The Sages teach that the transmission of the Bible carries weight far beyond the words on the page. The scribe who copied a Torah scroll bore responsibility for precision down to the letter, since a single altered character could change meaning entirely. The Talmud in Eruvin 13a records that Rabbi Meir, when serving as a scribe, was tested by his teacher Rabbi Yishmael, who warned him: “My son, be careful in your work, for it is the work of Heaven, lest you omit or add a single letter, and thereby destroy the entire world.” That standard of precision is precisely what makes the Dead Sea Scrolls so significant. They prove that the text of the Hebrew Bible Jews read today is, in its essentials, the same text copied by scribes in Judea more than two thousand years ago.
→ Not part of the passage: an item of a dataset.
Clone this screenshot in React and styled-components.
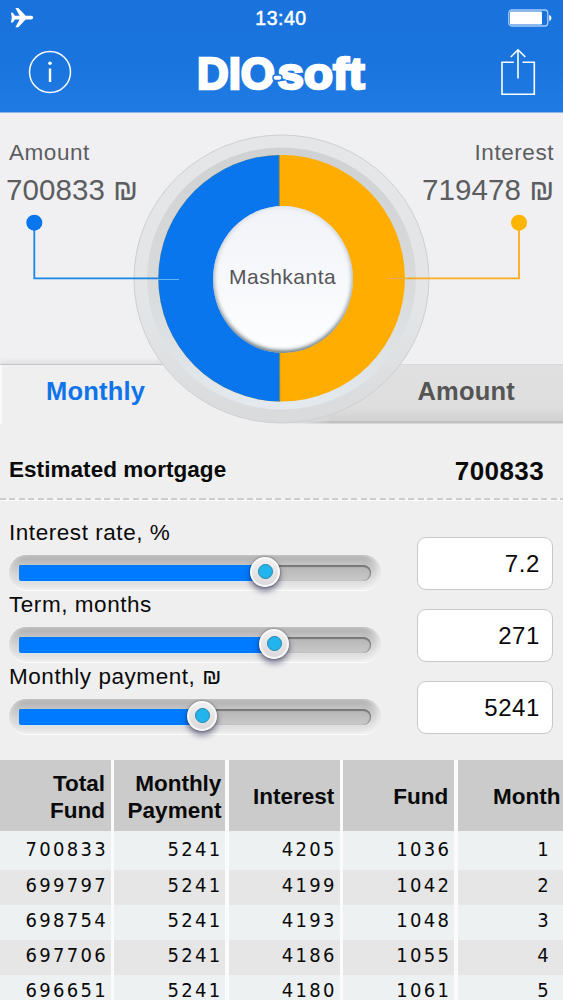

Approximately 25,000 scroll fragments are treated and preserved by the Israel Antiquities Authority’s Judean Desert Scrolls Unit in Jerusalem. Photo: Shai Halevi, Israel Antiquities Authority.

The scrolls, discovered beginning in 1947 in caves overlooking the Dead Sea near Qumran, include fragments or complete copies of every book of the Hebrew Bible except Esther. Among them is the Great Isaiah Scroll, a nearly complete copy of the Book of Isaiah dating to roughly the second century BCE, predating the previously oldest known Hebrew biblical manuscripts by approximately a thousand years. The scrolls also include sectarian writings, community rules, and texts describing eschatological battles between the “Sons of Light” and the “Sons of Darkness,” offering a direct window into the religious and intellectual life of Second Temple-era Judea.

Despite seventy-eight years of scholarship, the precise origins of many scrolls remain unresolved. Were they written by an isolated community at Qumran itself, brought from Jerusalem for safekeeping during times of danger, or gathered into the caves as a kind of ancient genizah, a repository for sacred texts no longer in active use? The new project intends to settle these questions through hard science rather than speculation.

Popović’s team will analyze approximately 250 samples from the Israel Antiquities Authority’s collection, examining parchment, papyrus, and ink. For the first time, papyri from Egypt will be compared directly against papyri from Qumran and other Judean Desert sites, allowing researchers to trace the chemical fingerprints of raw materials back to their points of origin. Artificial intelligence will then process this chemical data alongside paleographic analysis of handwriting and codicological study of how individual scrolls were physically constructed, including sheet preparation, column layout, and stitching.

“This is the largest research project to date to use artificial intelligence to investigate the cultural context of the Dead Sea Scrolls,” Popović said. “By combining advanced laboratory analysis with the study of ancient handwriting and the remarkable advances in artificial intelligence made in recent years, we are now able to address questions that were previously beyond our reach: who copied these manuscripts, where they were produced, how knowledge circulated, and the role these texts played within the society of their time.”

Prof. Mladen Popović of the University of Groningen. Photographer: Marco Bijdevaate

The project builds directly on Popović’s earlier ERC-funded research, The Hands That Wrote the Bible, which used AI to identify individual scribal hands among the scroll fragments. Tracing Scribes and Scrolls now extends that work to map where those scribes operated and how their networks of learning connected across ancient Judea.

Dr. Ilit Cohen-Ofri of the Israel Antiquities Authority, which holds guardianship over the scrolls in Jerusalem, said the project will generate an unprecedented chemical database of the collection. “In recent years we have come to recognize the wealth of information that can be recovered from the materials themselves,” she said, “revealing hidden insights preserved within thousands of manuscript fragments that have survived for more than two millennia.”

Dr. Ilit Cohen-Ofri, the research partner on behalf of the Israel Antiquities Authority. Photo: Yoli Schwartz, Israel Antiquities Authority.

The research team includes scientists from the University of Pisa, the University of Naples Federico II, the University of Southern Denmark, and KU Leuven, with additional collaboration from the Egyptian Museums in Berlin and Turin for comparative papyrus analysis.

The Dead Sea Scrolls have always done more than preserve ancient ink on parchment. They anchor the chain of transmission the Sages described, proof carved in leather and papyrus that the words read in synagogues today are the same words copied by scribes who walked the hills of Judea over two thousand years ago. Whatever this project uncovers about where those scribes worked, it will only deepen the evidence that the Hebrew Bible’s text has survived intact across millennia, exactly as Jewish tradition has always insisted it would.